++++ Dataset extract

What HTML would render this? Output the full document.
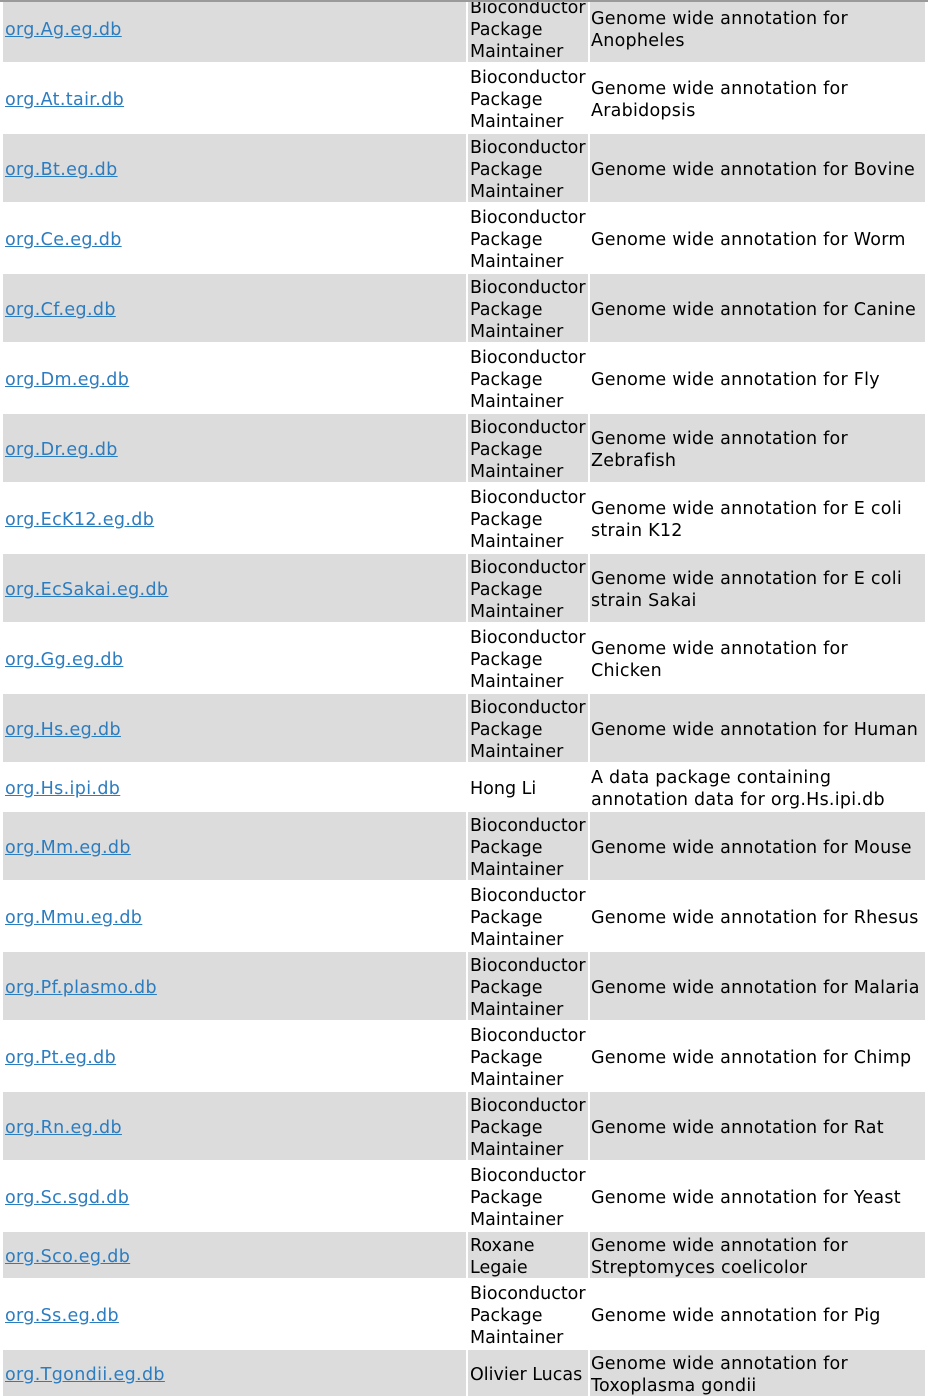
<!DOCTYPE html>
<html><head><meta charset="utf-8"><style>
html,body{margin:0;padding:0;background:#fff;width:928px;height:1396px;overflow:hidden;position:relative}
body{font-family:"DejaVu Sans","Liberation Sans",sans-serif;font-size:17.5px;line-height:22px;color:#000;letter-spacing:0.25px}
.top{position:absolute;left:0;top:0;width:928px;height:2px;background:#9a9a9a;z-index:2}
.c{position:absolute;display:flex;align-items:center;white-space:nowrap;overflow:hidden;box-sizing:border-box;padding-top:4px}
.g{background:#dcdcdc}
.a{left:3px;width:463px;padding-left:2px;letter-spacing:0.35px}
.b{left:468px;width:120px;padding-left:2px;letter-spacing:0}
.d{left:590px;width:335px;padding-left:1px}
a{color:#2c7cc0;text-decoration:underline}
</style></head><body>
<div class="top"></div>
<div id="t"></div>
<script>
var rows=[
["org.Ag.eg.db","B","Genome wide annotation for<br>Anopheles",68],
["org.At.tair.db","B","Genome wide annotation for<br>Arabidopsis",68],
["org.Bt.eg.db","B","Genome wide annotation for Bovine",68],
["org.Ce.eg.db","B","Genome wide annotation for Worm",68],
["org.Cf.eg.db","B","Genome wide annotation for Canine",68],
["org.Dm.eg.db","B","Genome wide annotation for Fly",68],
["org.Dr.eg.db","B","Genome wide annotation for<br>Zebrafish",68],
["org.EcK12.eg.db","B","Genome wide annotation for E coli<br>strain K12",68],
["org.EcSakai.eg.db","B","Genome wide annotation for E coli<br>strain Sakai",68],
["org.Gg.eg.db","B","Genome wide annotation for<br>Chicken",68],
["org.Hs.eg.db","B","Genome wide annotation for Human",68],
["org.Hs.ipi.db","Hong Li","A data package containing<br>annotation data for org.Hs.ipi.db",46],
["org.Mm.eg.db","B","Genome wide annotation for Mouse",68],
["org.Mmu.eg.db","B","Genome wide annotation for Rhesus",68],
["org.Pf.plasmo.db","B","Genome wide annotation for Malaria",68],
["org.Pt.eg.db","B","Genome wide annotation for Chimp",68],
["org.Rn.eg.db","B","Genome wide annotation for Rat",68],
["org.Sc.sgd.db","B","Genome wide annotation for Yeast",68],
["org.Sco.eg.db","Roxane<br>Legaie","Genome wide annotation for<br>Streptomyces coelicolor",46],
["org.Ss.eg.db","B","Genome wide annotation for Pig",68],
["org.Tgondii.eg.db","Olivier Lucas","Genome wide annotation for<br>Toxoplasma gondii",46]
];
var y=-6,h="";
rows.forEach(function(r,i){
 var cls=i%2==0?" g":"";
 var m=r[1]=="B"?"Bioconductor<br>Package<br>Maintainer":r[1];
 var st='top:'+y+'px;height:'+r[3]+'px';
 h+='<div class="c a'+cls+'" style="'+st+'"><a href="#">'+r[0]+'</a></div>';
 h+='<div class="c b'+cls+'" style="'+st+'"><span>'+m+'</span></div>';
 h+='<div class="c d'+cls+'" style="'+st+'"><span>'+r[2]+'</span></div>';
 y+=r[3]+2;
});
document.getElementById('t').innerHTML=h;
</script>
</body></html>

++++++++

Omit the pictures, then output the rest of the listing exactly.

What HTML would render this? Output the full document.
<!DOCTYPE html>
<html><head><meta charset="utf-8"><style>
html,body{margin:0;padding:0;background:#fff;width:928px;height:1396px;overflow:hidden;position:relative}
body{font-family:"DejaVu Sans","Liberation Sans",sans-serif;font-size:17.5px;line-height:22px;color:#000;letter-spacing:0.25px}
.top{position:absolute;left:0;top:0;width:928px;height:2px;background:#9a9a9a;z-index:2}
.c{position:absolute;display:flex;align-items:center;white-space:nowrap;overflow:hidden;box-sizing:border-box;padding-top:4px}
.g{background:#dcdcdc}
.a{left:3px;width:463px;padding-left:2px;letter-spacing:0.35px}
.b{left:468px;width:120px;padding-left:2px;letter-spacing:0}
.d{left:590px;width:335px;padding-left:1px}
a{color:#2c7cc0;text-decoration:underline}
</style></head><body>
<div class="top"></div>
<div id="t"></div>
<script>
var rows=[
["org.Ag.eg.db","B","Genome wide annotation for<br>Anopheles",68],
["org.At.tair.db","B","Genome wide annotation for<br>Arabidopsis",68],
["org.Bt.eg.db","B","Genome wide annotation for Bovine",68],
["org.Ce.eg.db","B","Genome wide annotation for Worm",68],
["org.Cf.eg.db","B","Genome wide annotation for Canine",68],
["org.Dm.eg.db","B","Genome wide annotation for Fly",68],
["org.Dr.eg.db","B","Genome wide annotation for<br>Zebrafish",68],
["org.EcK12.eg.db","B","Genome wide annotation for E coli<br>strain K12",68],
["org.EcSakai.eg.db","B","Genome wide annotation for E coli<br>strain Sakai",68],
["org.Gg.eg.db","B","Genome wide annotation for<br>Chicken",68],
["org.Hs.eg.db","B","Genome wide annotation for Human",68],
["org.Hs.ipi.db","Hong Li","A data package containing<br>annotation data for org.Hs.ipi.db",46],
["org.Mm.eg.db","B","Genome wide annotation for Mouse",68],
["org.Mmu.eg.db","B","Genome wide annotation for Rhesus",68],
["org.Pf.plasmo.db","B","Genome wide annotation for Malaria",68],
["org.Pt.eg.db","B","Genome wide annotation for Chimp",68],
["org.Rn.eg.db","B","Genome wide annotation for Rat",68],
["org.Sc.sgd.db","B","Genome wide annotation for Yeast",68],
["org.Sco.eg.db","Roxane<br>Legaie","Genome wide annotation for<br>Streptomyces coelicolor",46],
["org.Ss.eg.db","B","Genome wide annotation for Pig",68],
["org.Tgondii.eg.db","Olivier Lucas","Genome wide annotation for<br>Toxoplasma gondii",46]
];
var y=-6,h="";
rows.forEach(function(r,i){
 var cls=i%2==0?" g":"";
 var m=r[1]=="B"?"Bioconductor<br>Package<br>Maintainer":r[1];
 var st='top:'+y+'px;height:'+r[3]+'px';
 h+='<div class="c a'+cls+'" style="'+st+'"><a href="#">'+r[0]+'</a></div>';
 h+='<div class="c b'+cls+'" style="'+st+'"><span>'+m+'</span></div>';
 h+='<div class="c d'+cls+'" style="'+st+'"><span>'+r[2]+'</span></div>';
 y+=r[3]+2;
});
document.getElementById('t').innerHTML=h;
</script>
</body></html>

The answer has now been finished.